-- begin GIVEN MATERIAL --

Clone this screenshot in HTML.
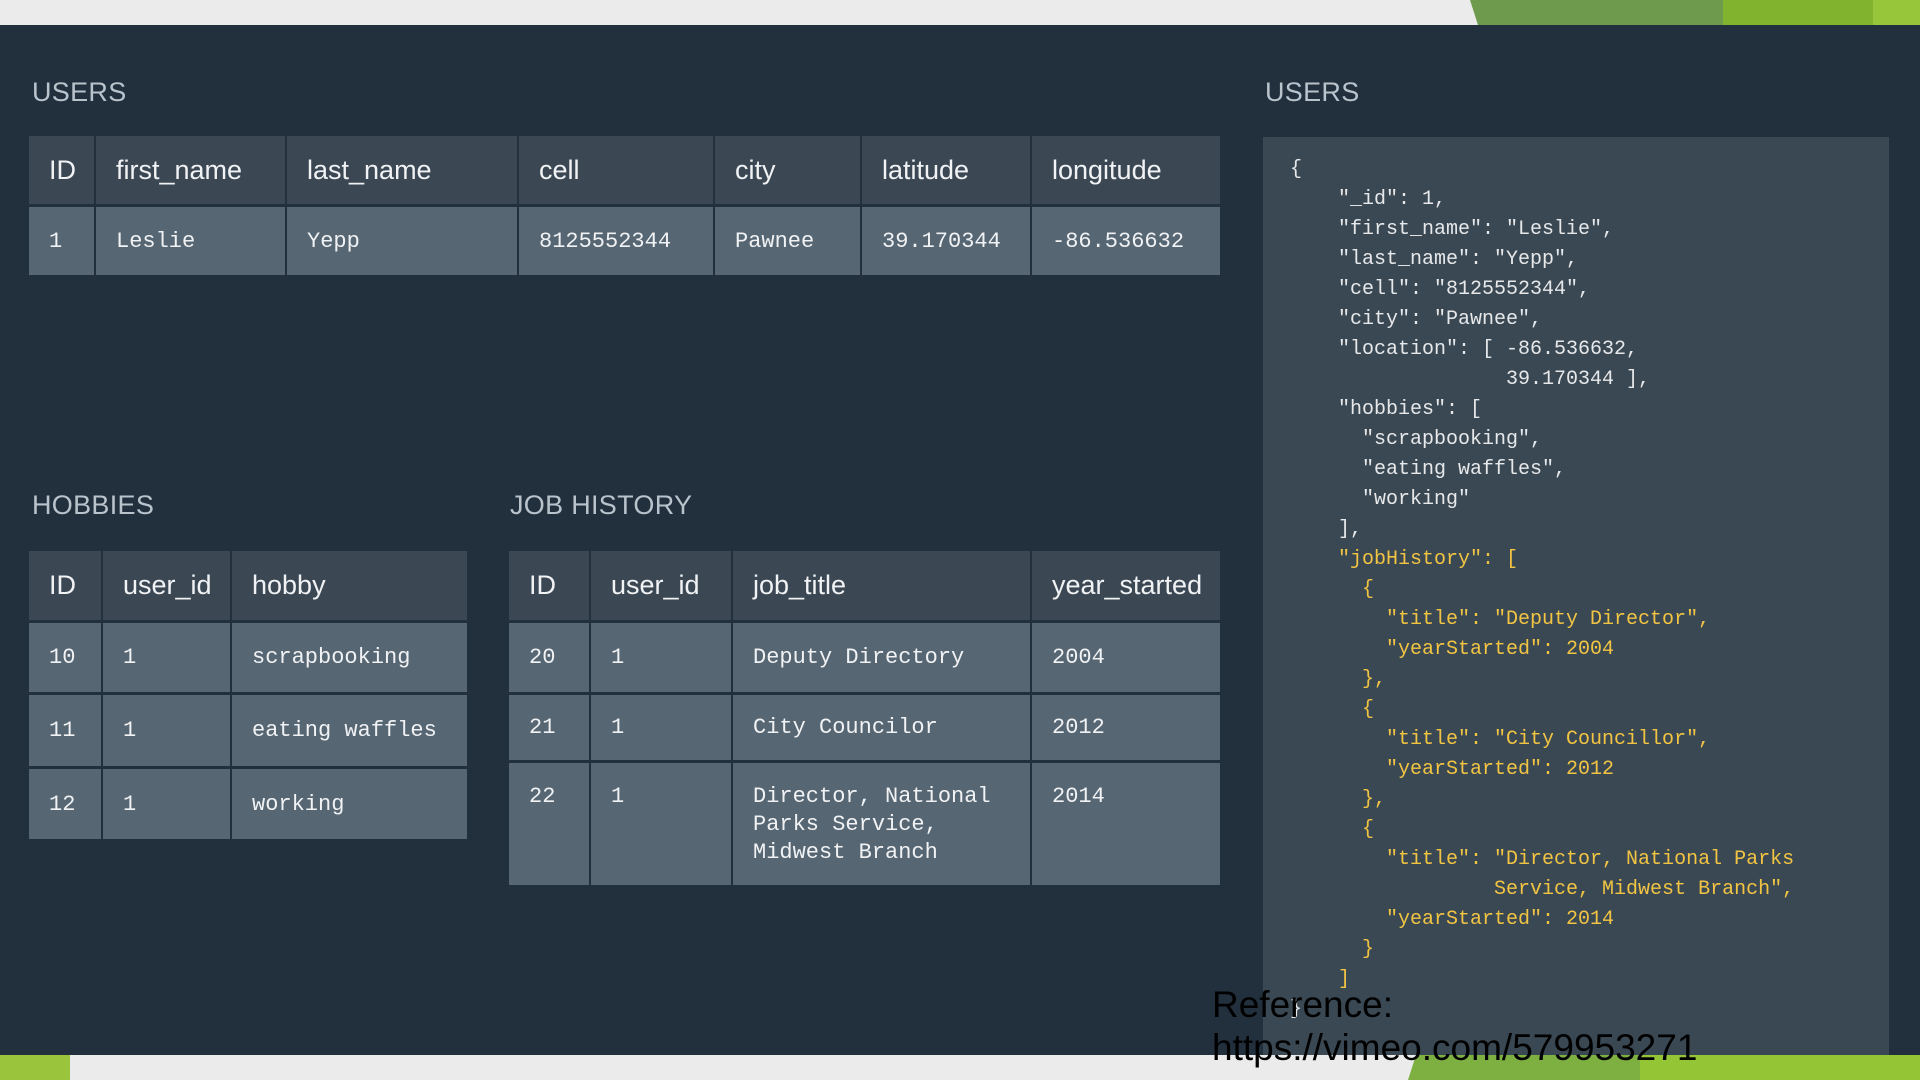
<!DOCTYPE html>
<html><head><meta charset="utf-8"><style>
*{margin:0;padding:0;box-sizing:border-box}
body{width:1920px;height:1080px;overflow:hidden;background:#222f3d;position:relative;font-family:"Liberation Sans",sans-serif}
.a{position:absolute}
.t{color:#b9c3cc;font-size:27px;font-family:"Liberation Sans Narrow","Liberation Sans",sans-serif;letter-spacing:0.3px}
.c{position:absolute;display:flex;align-items:center;padding-left:20px;color:#f0f2f4}
.h{background:#3b4854;font-family:"Liberation Sans Narrow","Liberation Sans",sans-serif;font-size:27px}
.d{background:#566673;font-family:"Liberation Mono",monospace;font-size:22px}
.top{align-items:flex-start;padding-top:20px;line-height:28px}
.j{position:absolute;font-family:"Liberation Mono",monospace;font-size:20px;color:#e6e8ea;white-space:pre;line-height:30px}
.y{color:#f2c443}
</style></head><body>
<div class="a" style="left:0;top:0;width:1920px;height:25px;background:#ebebeb"></div>
<div class="a" style="left:1470px;top:0;width:260px;height:25px;background:#6e9a4e;clip-path:polygon(0 0,100% 0,100% 100%,8px 100%)"></div>
<div class="a" style="left:1723px;top:0;width:150px;height:25px;background:#82b32f"></div>
<div class="a" style="left:1873px;top:0;width:47px;height:25px;background:#98c63a"></div>
<div class="a" style="left:0;top:1055px;width:1920px;height:25px;background:#ebebeb"></div>
<div class="a" style="left:0;top:1055px;width:70px;height:25px;background:#9ac43c"></div>
<div class="a" style="left:1408px;top:1055px;width:512px;height:25px;background:#7db041;clip-path:polygon(8px 0,100% 0,100% 100%,0 100%)"></div>
<div class="a" style="left:1640px;top:1055px;width:280px;height:25px;background:#94c535"></div>

<div class="a t" style="left:32px;top:77px">USERS</div>
<div class="a t" style="left:32px;top:490px">HOBBIES</div>
<div class="a t" style="left:510px;top:490px">JOB HISTORY</div>
<div class="a t" style="left:1265px;top:77px">USERS</div>

<!-- users table -->
<div class="c h" style="left:29px;top:136px;width:65px;height:68px">ID</div>
<div class="c h" style="left:96px;top:136px;width:189px;height:68px">first_name</div>
<div class="c h" style="left:287px;top:136px;width:230px;height:68px">last_name</div>
<div class="c h" style="left:519px;top:136px;width:194px;height:68px">cell</div>
<div class="c h" style="left:715px;top:136px;width:145px;height:68px">city</div>
<div class="c h" style="left:862px;top:136px;width:168px;height:68px">latitude</div>
<div class="c h" style="left:1032px;top:136px;width:188px;height:68px">longitude</div>
<div class="c d" style="left:29px;top:207px;width:65px;height:68px">1</div>
<div class="c d" style="left:96px;top:207px;width:189px;height:68px">Leslie</div>
<div class="c d" style="left:287px;top:207px;width:230px;height:68px">Yepp</div>
<div class="c d" style="left:519px;top:207px;width:194px;height:68px">8125552344</div>
<div class="c d" style="left:715px;top:207px;width:145px;height:68px">Pawnee</div>
<div class="c d" style="left:862px;top:207px;width:168px;height:68px">39.170344</div>
<div class="c d" style="left:1032px;top:207px;width:188px;height:68px">-86.536632</div>

<!-- hobbies -->
<div class="c h" style="left:29px;top:551px;width:72px;height:69px">ID</div>
<div class="c h" style="left:103px;top:551px;width:127px;height:69px">user_id</div>
<div class="c h" style="left:232px;top:551px;width:235px;height:69px">hobby</div>
<div class="c d" style="left:29px;top:623px;width:72px;height:69px">10</div>
<div class="c d" style="left:103px;top:623px;width:127px;height:69px">1</div>
<div class="c d" style="left:232px;top:623px;width:235px;height:69px">scrapbooking</div>
<div class="c d" style="left:29px;top:695px;width:72px;height:71px">11</div>
<div class="c d" style="left:103px;top:695px;width:127px;height:71px">1</div>
<div class="c d" style="left:232px;top:695px;width:235px;height:71px">eating waffles</div>
<div class="c d" style="left:29px;top:769px;width:72px;height:70px">12</div>
<div class="c d" style="left:103px;top:769px;width:127px;height:70px">1</div>
<div class="c d" style="left:232px;top:769px;width:235px;height:70px">working</div>

<!-- job history -->
<div class="c h" style="left:509px;top:551px;width:80px;height:69px">ID</div>
<div class="c h" style="left:591px;top:551px;width:140px;height:69px">user_id</div>
<div class="c h" style="left:733px;top:551px;width:297px;height:69px">job_title</div>
<div class="c h" style="left:1032px;top:551px;width:188px;height:69px">year_started</div>
<div class="c d" style="left:509px;top:623px;width:80px;height:69px">20</div>
<div class="c d" style="left:591px;top:623px;width:140px;height:69px">1</div>
<div class="c d" style="left:733px;top:623px;width:297px;height:69px">Deputy Directory</div>
<div class="c d" style="left:1032px;top:623px;width:188px;height:69px">2004</div>
<div class="c d" style="left:509px;top:695px;width:80px;height:65px">21</div>
<div class="c d" style="left:591px;top:695px;width:140px;height:65px">1</div>
<div class="c d" style="left:733px;top:695px;width:297px;height:65px">City Councilor</div>
<div class="c d" style="left:1032px;top:695px;width:188px;height:65px">2012</div>
<div class="c d top" style="left:509px;top:763px;width:80px;height:122px">22</div>
<div class="c d top" style="left:591px;top:763px;width:140px;height:122px">1</div>
<div class="c d top" style="left:733px;top:763px;width:297px;height:122px">Director, National<br>Parks Service,<br>Midwest Branch</div>
<div class="c d top" style="left:1032px;top:763px;width:188px;height:122px">2014</div>

<!-- json panel -->
<div class="a" style="left:1263px;top:137px;width:626px;height:918px;background:#3a4853"></div>
<div class="j" style="left:1290px;top:155px">{
    "_id": 1,
    "first_name": "Leslie",
    "last_name": "Yepp",
    "cell": "8125552344",
    "city": "Pawnee",
    "location": [ -86.536632,
                  39.170344 ],
    "hobbies": [
      "scrapbooking",
      "eating waffles",
      "working"
    ],
<span class="y">    "jobHistory": [
      {
        "title": "Deputy Director",
        "yearStarted": 2004
      },
      {
        "title": "City Councillor",
        "yearStarted": 2012
      },
      {
        "title": "Director, National Parks
                 Service, Midwest Branch",
        "yearStarted": 2014
      }
    ]</span>
}</div>

<div class="a" style="left:1212px;top:983px;font-family:'Liberation Sans Narrow','Liberation Sans',sans-serif;font-size:37px;line-height:43px;color:#000">Reference:<br>https://vimeo.com/579953271</div>
</body></html>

-- end GIVEN MATERIAL --

**REQUEST:**
Give back the whole listing as it stands, minus its pictures.

**WRITTEN SOLUTION:**
Clone this screenshot in HTML.
<!DOCTYPE html>
<html><head><meta charset="utf-8"><style>
*{margin:0;padding:0;box-sizing:border-box}
body{width:1920px;height:1080px;overflow:hidden;background:#222f3d;position:relative;font-family:"Liberation Sans",sans-serif}
.a{position:absolute}
.t{color:#b9c3cc;font-size:27px;font-family:"Liberation Sans Narrow","Liberation Sans",sans-serif;letter-spacing:0.3px}
.c{position:absolute;display:flex;align-items:center;padding-left:20px;color:#f0f2f4}
.h{background:#3b4854;font-family:"Liberation Sans Narrow","Liberation Sans",sans-serif;font-size:27px}
.d{background:#566673;font-family:"Liberation Mono",monospace;font-size:22px}
.top{align-items:flex-start;padding-top:20px;line-height:28px}
.j{position:absolute;font-family:"Liberation Mono",monospace;font-size:20px;color:#e6e8ea;white-space:pre;line-height:30px}
.y{color:#f2c443}
</style></head><body>
<div class="a" style="left:0;top:0;width:1920px;height:25px;background:#ebebeb"></div>
<div class="a" style="left:1470px;top:0;width:260px;height:25px;background:#6e9a4e;clip-path:polygon(0 0,100% 0,100% 100%,8px 100%)"></div>
<div class="a" style="left:1723px;top:0;width:150px;height:25px;background:#82b32f"></div>
<div class="a" style="left:1873px;top:0;width:47px;height:25px;background:#98c63a"></div>
<div class="a" style="left:0;top:1055px;width:1920px;height:25px;background:#ebebeb"></div>
<div class="a" style="left:0;top:1055px;width:70px;height:25px;background:#9ac43c"></div>
<div class="a" style="left:1408px;top:1055px;width:512px;height:25px;background:#7db041;clip-path:polygon(8px 0,100% 0,100% 100%,0 100%)"></div>
<div class="a" style="left:1640px;top:1055px;width:280px;height:25px;background:#94c535"></div>

<div class="a t" style="left:32px;top:77px">USERS</div>
<div class="a t" style="left:32px;top:490px">HOBBIES</div>
<div class="a t" style="left:510px;top:490px">JOB HISTORY</div>
<div class="a t" style="left:1265px;top:77px">USERS</div>

<!-- users table -->
<div class="c h" style="left:29px;top:136px;width:65px;height:68px">ID</div>
<div class="c h" style="left:96px;top:136px;width:189px;height:68px">first_name</div>
<div class="c h" style="left:287px;top:136px;width:230px;height:68px">last_name</div>
<div class="c h" style="left:519px;top:136px;width:194px;height:68px">cell</div>
<div class="c h" style="left:715px;top:136px;width:145px;height:68px">city</div>
<div class="c h" style="left:862px;top:136px;width:168px;height:68px">latitude</div>
<div class="c h" style="left:1032px;top:136px;width:188px;height:68px">longitude</div>
<div class="c d" style="left:29px;top:207px;width:65px;height:68px">1</div>
<div class="c d" style="left:96px;top:207px;width:189px;height:68px">Leslie</div>
<div class="c d" style="left:287px;top:207px;width:230px;height:68px">Yepp</div>
<div class="c d" style="left:519px;top:207px;width:194px;height:68px">8125552344</div>
<div class="c d" style="left:715px;top:207px;width:145px;height:68px">Pawnee</div>
<div class="c d" style="left:862px;top:207px;width:168px;height:68px">39.170344</div>
<div class="c d" style="left:1032px;top:207px;width:188px;height:68px">-86.536632</div>

<!-- hobbies -->
<div class="c h" style="left:29px;top:551px;width:72px;height:69px">ID</div>
<div class="c h" style="left:103px;top:551px;width:127px;height:69px">user_id</div>
<div class="c h" style="left:232px;top:551px;width:235px;height:69px">hobby</div>
<div class="c d" style="left:29px;top:623px;width:72px;height:69px">10</div>
<div class="c d" style="left:103px;top:623px;width:127px;height:69px">1</div>
<div class="c d" style="left:232px;top:623px;width:235px;height:69px">scrapbooking</div>
<div class="c d" style="left:29px;top:695px;width:72px;height:71px">11</div>
<div class="c d" style="left:103px;top:695px;width:127px;height:71px">1</div>
<div class="c d" style="left:232px;top:695px;width:235px;height:71px">eating waffles</div>
<div class="c d" style="left:29px;top:769px;width:72px;height:70px">12</div>
<div class="c d" style="left:103px;top:769px;width:127px;height:70px">1</div>
<div class="c d" style="left:232px;top:769px;width:235px;height:70px">working</div>

<!-- job history -->
<div class="c h" style="left:509px;top:551px;width:80px;height:69px">ID</div>
<div class="c h" style="left:591px;top:551px;width:140px;height:69px">user_id</div>
<div class="c h" style="left:733px;top:551px;width:297px;height:69px">job_title</div>
<div class="c h" style="left:1032px;top:551px;width:188px;height:69px">year_started</div>
<div class="c d" style="left:509px;top:623px;width:80px;height:69px">20</div>
<div class="c d" style="left:591px;top:623px;width:140px;height:69px">1</div>
<div class="c d" style="left:733px;top:623px;width:297px;height:69px">Deputy Directory</div>
<div class="c d" style="left:1032px;top:623px;width:188px;height:69px">2004</div>
<div class="c d" style="left:509px;top:695px;width:80px;height:65px">21</div>
<div class="c d" style="left:591px;top:695px;width:140px;height:65px">1</div>
<div class="c d" style="left:733px;top:695px;width:297px;height:65px">City Councilor</div>
<div class="c d" style="left:1032px;top:695px;width:188px;height:65px">2012</div>
<div class="c d top" style="left:509px;top:763px;width:80px;height:122px">22</div>
<div class="c d top" style="left:591px;top:763px;width:140px;height:122px">1</div>
<div class="c d top" style="left:733px;top:763px;width:297px;height:122px">Director, National<br>Parks Service,<br>Midwest Branch</div>
<div class="c d top" style="left:1032px;top:763px;width:188px;height:122px">2014</div>

<!-- json panel -->
<div class="a" style="left:1263px;top:137px;width:626px;height:918px;background:#3a4853"></div>
<div class="j" style="left:1290px;top:155px">{
    "_id": 1,
    "first_name": "Leslie",
    "last_name": "Yepp",
    "cell": "8125552344",
    "city": "Pawnee",
    "location": [ -86.536632,
                  39.170344 ],
    "hobbies": [
      "scrapbooking",
      "eating waffles",
      "working"
    ],
<span class="y">    "jobHistory": [
      {
        "title": "Deputy Director",
        "yearStarted": 2004
      },
      {
        "title": "City Councillor",
        "yearStarted": 2012
      },
      {
        "title": "Director, National Parks
                 Service, Midwest Branch",
        "yearStarted": 2014
      }
    ]</span>
}</div>

<div class="a" style="left:1212px;top:983px;font-family:'Liberation Sans Narrow','Liberation Sans',sans-serif;font-size:37px;line-height:43px;color:#000">Reference:<br>https://vimeo.com/579953271</div>
</body></html>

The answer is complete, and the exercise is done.